>> Start

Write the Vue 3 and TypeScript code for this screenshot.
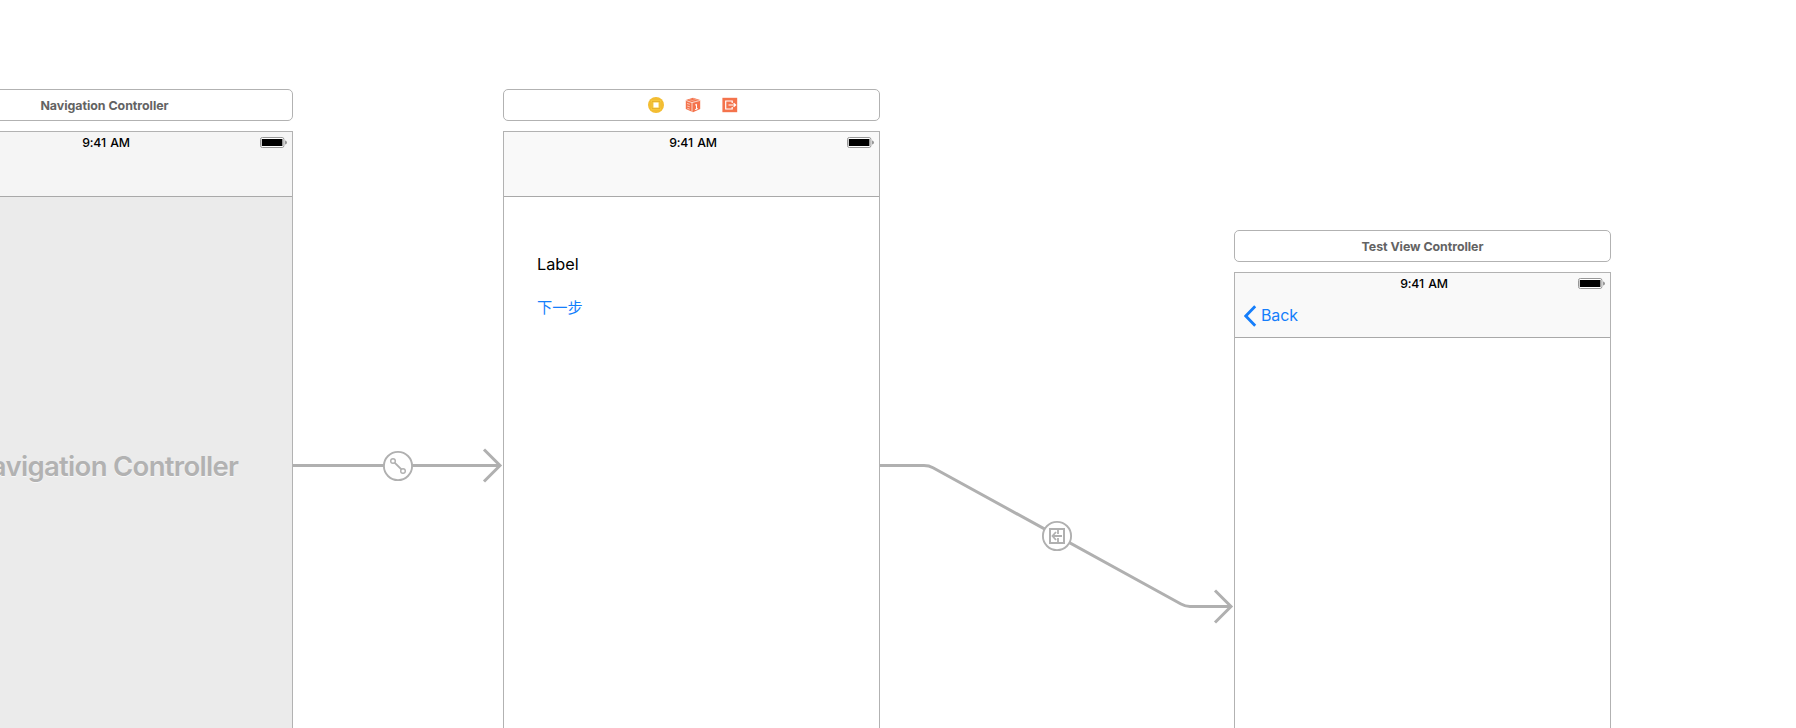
<script setup lang="ts">
interface Scene {
  id: string
  title: string
  x: number
  y: number
  time: string
}

const scenes: Scene[] = [
  { id: 'navigation', title: 'Navigation Controller', x: -84, y: 89, time: '9:41 AM' },
  { id: 'root', title: '', x: 503, y: 89, time: '9:41 AM' },
  { id: 'test', title: 'Test View Controller', x: 1234, y: 230, time: '9:41 AM' },
]
</script>

<template>
  <main class="canvas">
    <section
      v-for="scene in scenes"
      :key="scene.id"
      class="scene"
      :class="scene.id"
      :style="{ left: scene.x + 'px', top: scene.y + 'px' }"
    >
      <header class="dock">
        <span v-if="scene.title" class="dock-title" :class="scene.id + '-title'">{{ scene.title }}</span>
        <div v-else class="dock-icons">
          <svg width="16" height="16" viewBox="0 0 16 16">
            <circle cx="8" cy="8" r="8" fill="#f3bd32" />
            <path d="M3 3.500h10v9H3Z" fill="#f8d145" />
            <path d="M4 4.500h8v7H4Z" fill="none" stroke="#e3aa2a" stroke-width="0.800" />
            <rect x="5.500" y="5.500" width="5" height="5" fill="#fff" />
          </svg>
          <svg width="16" height="16" viewBox="0 0 16 16">
            <path d="M8 .8 15.200 3.100v8.800L8 15.200.8 11.900V3.100Z" fill="#f4734c" />
            <path d="M.8 3.400 7 5.600 15.200 3.400M7 5.600v9.200" fill="none" stroke="#fff" stroke-width="0.700" />
            <path d="m4.200 2.600 6.400 1.900M8 1.600l4.800 1.600" fill="none" stroke="#fac0ab" stroke-width="0.600" />
            <path d="m2 6.500 2.800.8M2.200 9l2.600.8M2.300 11.300l2.400.9" fill="none" stroke="#fde0d6" stroke-width="0.800" />
            <path d="m10 8.200 1.500-.9v5M9.900 12.600l3-1" fill="none" stroke="#fff" stroke-width="1" />
          </svg>
          <svg width="16" height="16" viewBox="0 0 16 16">
            <rect x=".4" y=".8" width="14.800" height="14.400" fill="#f4734c" />
            <path d="M10.200 5.900V4H3.700v8h6.500v-1.900" fill="none" stroke="#fff" stroke-width="1.200" />
            <path d="M6.500 8h7M11.600 6.100 13.700 8l-2.100 1.900" fill="none" stroke="#fff" stroke-width="1.100" />
          </svg>
        </div>
      </header>

      <div class="device">
        <div class="bar">
          <div class="status">
            <span class="time">{{ scene.time }}</span>
            <svg class="battery" width="28" height="11" viewBox="0 0 28 11">
              <rect x=".5" y=".5" width="23.400" height="10" rx="1.800" fill="#fff" stroke="#979797" />
              <rect x="1.800" y="2" width="20.600" height="7" />
              <path d="M25.100 3.400c1.200.4 1.800 1.200 1.800 2.100s-.6 1.700-1.800 2.100Z" fill="#8a8a8a" />
            </svg>
          </div>
          <div v-if="scene.id === 'test'" class="back">
            <svg width="13" height="22" viewBox="0 0 13 22">
              <path d="M11.200 1.200 1.800 11l9.400 9.800" fill="none" stroke="#157efb" stroke-width="2.800" />
            </svg>
            <span class="back-text">Back</span>
          </div>
        </div>
        <div class="body">
          <span v-if="scene.id === 'navigation'" class="placeholder">Navigation Controller</span>
          <template v-if="scene.id === 'root'">
            <span class="label">Label</span>
            <span class="next">下一步</span>
          </template>
        </div>
      </div>
    </section>

    <svg class="segues" width="1796" height="728" viewBox="0 0 1796 728">
      <g fill="none" stroke="#b0b0b0" stroke-width="3">
        <path d="M293 465.500H500M484 449.500l16 16-16 16" />
        <path d="M880 465.500h44q5 0 9 2.200L1181 604q4.500 2.500 9 2.500h41M1215 590.500l16 16-16 16" />
      </g>
      <g transform="translate(398 466)" fill="#fff" stroke="#b0b0b0">
        <circle r="14.100" stroke-width="1.900" />
        <path d="m-3.400-3.400 6.800 6.800" stroke-width="1.900" />
        <circle cx="-5" cy="-5" r="2.300" stroke-width="1.400" />
        <circle cx="5" cy="5" r="2.300" stroke-width="1.400" />
      </g>
      <g transform="translate(1057 536)" fill="#fff" stroke="#b0b0b0">
        <circle r="14.100" stroke-width="1.900" />
        <path d="M-7-7H7V7H-7Z" stroke-width="2" />
        <path d="M1-7v5M1 2v5M5 0h-9M-1-4-4.500 0-1 4" fill="none" stroke-width="1.800" />
      </g>
    </svg>
  </main>
</template>

<style>
body {
  margin: 0;
  background: #fff;
}
</style>

<style scoped>
.canvas {
  position: relative;
  width: 1796px;
  height: 728px;
  overflow: hidden;
  background: #fff;
  font-family: Inter, "Noto Sans CJK SC", sans-serif;
}
.scene {
  position: absolute;
  display: flex;
  flex-direction: column;
  gap: 10px;
  width: 377px;
}
.dock {
  box-sizing: border-box;
  height: 32px;
  display: flex;
  align-items: center;
  justify-content: center;
  border: 1px solid #b2b2b2;
  border-radius: 5px;
  background: #fff;
}
.dock-title {
  padding-top: 2px;
  color: #636363;
  font-size: 12.400px;
  font-weight: 700;
  line-height: 16px;
  white-space: nowrap;
}
.navigation-title {
  letter-spacing: -0.030px;
}
.test-title {
  letter-spacing: -0.050px;
}
.dock-icons {
  display: flex;
  gap: 21px;
  padding-left: 2px;
}
.device {
  box-sizing: border-box;
  height: 660px;
  display: flex;
  flex-direction: column;
  border: 1px solid #b2b2b2;
}
.bar {
  flex: none;
  height: 64px;
  border-bottom: 1px solid #a9a9a9;
  background: #f9f9f9;
}
.navigation .bar {
  background: #f5f5f5;
}
.status {
  display: grid;
  grid-template-columns: 1fr auto 1fr;
  align-items: center;
  height: 21px;
  padding: 0 4px 0 7px;
}
.time {
  grid-column: 2;
  font-size: 12.300px;
  font-weight: 500;
  line-height: 16px;
  letter-spacing: -0.120px;
  word-spacing: 1px;
  color: #000;
}
.battery {
  justify-self: end;
}
.back {
  display: flex;
  align-items: center;
  gap: 4px;
  height: 44px;
  padding-left: 9px;
  color: #157efb;
  font-size: 16px;
  letter-spacing: -0.150px;
}
.back-text {
  padding-bottom: 2px;
}
.body {
  flex: 1;
  display: flex;
  flex-direction: column;
  align-items: flex-start;
  background: #fff;
}
.navigation .body {
  align-items: center;
  background: #ebebeb;
}
.placeholder {
  margin-top: 252px;
  color: #b2b2b2;
  font-size: 27.500px;
  font-weight: 600;
  line-height: 34px;
  letter-spacing: -0.690px;
  text-shadow: 0 1px #f7f7f7;
  white-space: nowrap;
}
.root .body {
  padding: 56px 0 0 33px;
  font-size: 16.300px;
}
.label {
  line-height: 22px;
  letter-spacing: 0;
}
.next {
  margin-top: 20px;
  color: #157efb;
  font-family: "Noto Sans CJK SC", sans-serif;
  font-size: 15.200px;
  font-weight: 400;
  line-height: 22px;
}
.segues {
  position: absolute;
  inset: 0;
}
</style>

>> End

*EXERCISE PROMPT*
Output all of the data exactly as it stands, minus any images.

*WRITTEN SOLUTION*
Write the Vue 3 and TypeScript code for this screenshot.
<script setup lang="ts">
interface Scene {
  id: string
  title: string
  x: number
  y: number
  time: string
}

const scenes: Scene[] = [
  { id: 'navigation', title: 'Navigation Controller', x: -84, y: 89, time: '9:41 AM' },
  { id: 'root', title: '', x: 503, y: 89, time: '9:41 AM' },
  { id: 'test', title: 'Test View Controller', x: 1234, y: 230, time: '9:41 AM' },
]
</script>

<template>
  <main class="canvas">
    <section
      v-for="scene in scenes"
      :key="scene.id"
      class="scene"
      :class="scene.id"
      :style="{ left: scene.x + 'px', top: scene.y + 'px' }"
    >
      <header class="dock">
        <span v-if="scene.title" class="dock-title" :class="scene.id + '-title'">{{ scene.title }}</span>
        <div v-else class="dock-icons">
          <svg width="16" height="16" viewBox="0 0 16 16">
            <circle cx="8" cy="8" r="8" fill="#f3bd32" />
            <path d="M3 3.500h10v9H3Z" fill="#f8d145" />
            <path d="M4 4.500h8v7H4Z" fill="none" stroke="#e3aa2a" stroke-width="0.800" />
            <rect x="5.500" y="5.500" width="5" height="5" fill="#fff" />
          </svg>
          <svg width="16" height="16" viewBox="0 0 16 16">
            <path d="M8 .8 15.200 3.100v8.800L8 15.200.8 11.900V3.100Z" fill="#f4734c" />
            <path d="M.8 3.400 7 5.600 15.200 3.400M7 5.600v9.200" fill="none" stroke="#fff" stroke-width="0.700" />
            <path d="m4.200 2.600 6.400 1.900M8 1.600l4.800 1.600" fill="none" stroke="#fac0ab" stroke-width="0.600" />
            <path d="m2 6.500 2.800.8M2.200 9l2.600.8M2.300 11.300l2.400.9" fill="none" stroke="#fde0d6" stroke-width="0.800" />
            <path d="m10 8.200 1.500-.9v5M9.900 12.600l3-1" fill="none" stroke="#fff" stroke-width="1" />
          </svg>
          <svg width="16" height="16" viewBox="0 0 16 16">
            <rect x=".4" y=".8" width="14.800" height="14.400" fill="#f4734c" />
            <path d="M10.200 5.900V4H3.700v8h6.500v-1.900" fill="none" stroke="#fff" stroke-width="1.200" />
            <path d="M6.500 8h7M11.600 6.100 13.700 8l-2.100 1.900" fill="none" stroke="#fff" stroke-width="1.100" />
          </svg>
        </div>
      </header>

      <div class="device">
        <div class="bar">
          <div class="status">
            <span class="time">{{ scene.time }}</span>
            <svg class="battery" width="28" height="11" viewBox="0 0 28 11">
              <rect x=".5" y=".5" width="23.400" height="10" rx="1.800" fill="#fff" stroke="#979797" />
              <rect x="1.800" y="2" width="20.600" height="7" />
              <path d="M25.100 3.400c1.200.4 1.800 1.200 1.800 2.100s-.6 1.700-1.800 2.100Z" fill="#8a8a8a" />
            </svg>
          </div>
          <div v-if="scene.id === 'test'" class="back">
            <svg width="13" height="22" viewBox="0 0 13 22">
              <path d="M11.200 1.200 1.800 11l9.400 9.800" fill="none" stroke="#157efb" stroke-width="2.800" />
            </svg>
            <span class="back-text">Back</span>
          </div>
        </div>
        <div class="body">
          <span v-if="scene.id === 'navigation'" class="placeholder">Navigation Controller</span>
          <template v-if="scene.id === 'root'">
            <span class="label">Label</span>
            <span class="next">下一步</span>
          </template>
        </div>
      </div>
    </section>

    <svg class="segues" width="1796" height="728" viewBox="0 0 1796 728">
      <g fill="none" stroke="#b0b0b0" stroke-width="3">
        <path d="M293 465.500H500M484 449.500l16 16-16 16" />
        <path d="M880 465.500h44q5 0 9 2.200L1181 604q4.500 2.500 9 2.500h41M1215 590.500l16 16-16 16" />
      </g>
      <g transform="translate(398 466)" fill="#fff" stroke="#b0b0b0">
        <circle r="14.100" stroke-width="1.900" />
        <path d="m-3.400-3.400 6.800 6.800" stroke-width="1.900" />
        <circle cx="-5" cy="-5" r="2.300" stroke-width="1.400" />
        <circle cx="5" cy="5" r="2.300" stroke-width="1.400" />
      </g>
      <g transform="translate(1057 536)" fill="#fff" stroke="#b0b0b0">
        <circle r="14.100" stroke-width="1.900" />
        <path d="M-7-7H7V7H-7Z" stroke-width="2" />
        <path d="M1-7v5M1 2v5M5 0h-9M-1-4-4.500 0-1 4" fill="none" stroke-width="1.800" />
      </g>
    </svg>
  </main>
</template>

<style>
body {
  margin: 0;
  background: #fff;
}
</style>

<style scoped>
.canvas {
  position: relative;
  width: 1796px;
  height: 728px;
  overflow: hidden;
  background: #fff;
  font-family: Inter, "Noto Sans CJK SC", sans-serif;
}
.scene {
  position: absolute;
  display: flex;
  flex-direction: column;
  gap: 10px;
  width: 377px;
}
.dock {
  box-sizing: border-box;
  height: 32px;
  display: flex;
  align-items: center;
  justify-content: center;
  border: 1px solid #b2b2b2;
  border-radius: 5px;
  background: #fff;
}
.dock-title {
  padding-top: 2px;
  color: #636363;
  font-size: 12.400px;
  font-weight: 700;
  line-height: 16px;
  white-space: nowrap;
}
.navigation-title {
  letter-spacing: -0.030px;
}
.test-title {
  letter-spacing: -0.050px;
}
.dock-icons {
  display: flex;
  gap: 21px;
  padding-left: 2px;
}
.device {
  box-sizing: border-box;
  height: 660px;
  display: flex;
  flex-direction: column;
  border: 1px solid #b2b2b2;
}
.bar {
  flex: none;
  height: 64px;
  border-bottom: 1px solid #a9a9a9;
  background: #f9f9f9;
}
.navigation .bar {
  background: #f5f5f5;
}
.status {
  display: grid;
  grid-template-columns: 1fr auto 1fr;
  align-items: center;
  height: 21px;
  padding: 0 4px 0 7px;
}
.time {
  grid-column: 2;
  font-size: 12.300px;
  font-weight: 500;
  line-height: 16px;
  letter-spacing: -0.120px;
  word-spacing: 1px;
  color: #000;
}
.battery {
  justify-self: end;
}
.back {
  display: flex;
  align-items: center;
  gap: 4px;
  height: 44px;
  padding-left: 9px;
  color: #157efb;
  font-size: 16px;
  letter-spacing: -0.150px;
}
.back-text {
  padding-bottom: 2px;
}
.body {
  flex: 1;
  display: flex;
  flex-direction: column;
  align-items: flex-start;
  background: #fff;
}
.navigation .body {
  align-items: center;
  background: #ebebeb;
}
.placeholder {
  margin-top: 252px;
  color: #b2b2b2;
  font-size: 27.500px;
  font-weight: 600;
  line-height: 34px;
  letter-spacing: -0.690px;
  text-shadow: 0 1px #f7f7f7;
  white-space: nowrap;
}
.root .body {
  padding: 56px 0 0 33px;
  font-size: 16.300px;
}
.label {
  line-height: 22px;
  letter-spacing: 0;
}
.next {
  margin-top: 20px;
  color: #157efb;
  font-family: "Noto Sans CJK SC", sans-serif;
  font-size: 15.200px;
  font-weight: 400;
  line-height: 22px;
}
.segues {
  position: absolute;
  inset: 0;
}
</style>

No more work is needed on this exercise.